Die Betroffenen zu Wort kommen lassen

Immer wieder stellt Schneider in seinem Vortrag direkt oder indirekt das Konzept von «normal» versus «gestört» infrage. Immerhin gehe man davon aus, das fünf Prozent der Gesellschaft eine Persönlichkeitsstörung aufweisen, und Führungskräfte in Firmen oder Menschen in politischen Positionen seien davon nicht ausgeschlossen. Was also unterscheidet Leute mit einer diagnostizierten Störung von anderen Menschen, die einfach so «schwierig im Umgang» sind? Inklusion im Arbeitsumfeld bedeute oft, dass alle Mitarbeitenden über das Krankheitsbild der betroffenen Person informiert würden, eine Beschneidung der Privatsphäre, die sich ein «normaler» Mensch nicht gefallen lassen müsste. Der diagnostizierte Kranke wird entmündigt, weil er nicht mehr gefragt wird, weil Entscheidungen über seinen Kopf hinweg getroffen werden. Eine realistische Inklusion müsse im Auge behalten, dass die Arbeitswelt nicht homogen ist, sondern jetzt schon aus völlig unterschiedlichen Menschen besteht. Nur aus der Aussenperspektive über Inklusion zu reden, sei nicht genug, man müsse die Betroffenen in den Prozess miteinbeziehen, etwas, das überhaupt nicht selbstverständlich ist, wie der erwähnte «Idiotenspeak» zeigt. Allerdings kam darauf Kritik aus dem Publikum. Von einer Frau, die selber von einer körperlichen Beeinträchtigung betroffen ist, welche monierte – zu Recht – dass auch an diesem Anlass nur über die Menschen mit Beeinträchtigungen gesprochen worden sei, anstatt mit ihnen zu sprechen oder sie selber zu Wort kommen zu lassen.
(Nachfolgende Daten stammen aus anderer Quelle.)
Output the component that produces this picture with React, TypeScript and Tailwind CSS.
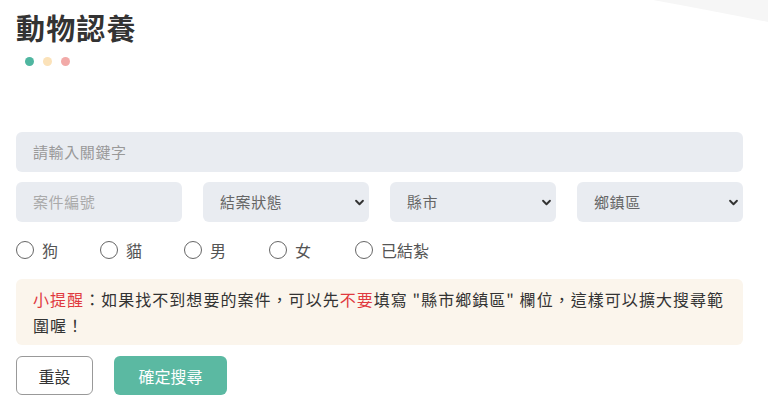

Nach diesem Schlussvotum mit reichlich Gesprächsstoff versorgt, wurden die Gäste zu einem reichhaltigen Apéro geladen, das Küchenteam erwartete sie bereits mit einer prächtigen Paella – und frisch zubereitetem Pulpo sowie anderen Meeresfrüchten. Der Wunsch der ESPAS, ihre Kunden einen Abend zu schenken, der nachhallt, dürfte in Erfüllung gegangen sein.

ESPAS ist ein Sozialunternehmen mit jahrzehntelanger Erfahrung in der Arbeitsintegration. Die Stiftung arbeitet für und mit Menschen mit psychischen oder körperlichen Erwerbsbeeinträchtigungen, die den Weg zurück in den ersten Arbeitsmarkt oder einen angepassten/geschützten Arbeitsplatz suchen. Der Fokus liegt auf der wirtschaftlichen und sozialen Integration. Das ist eine gesellschaftliche Verpflichtung und der Auftrag von ESPAS.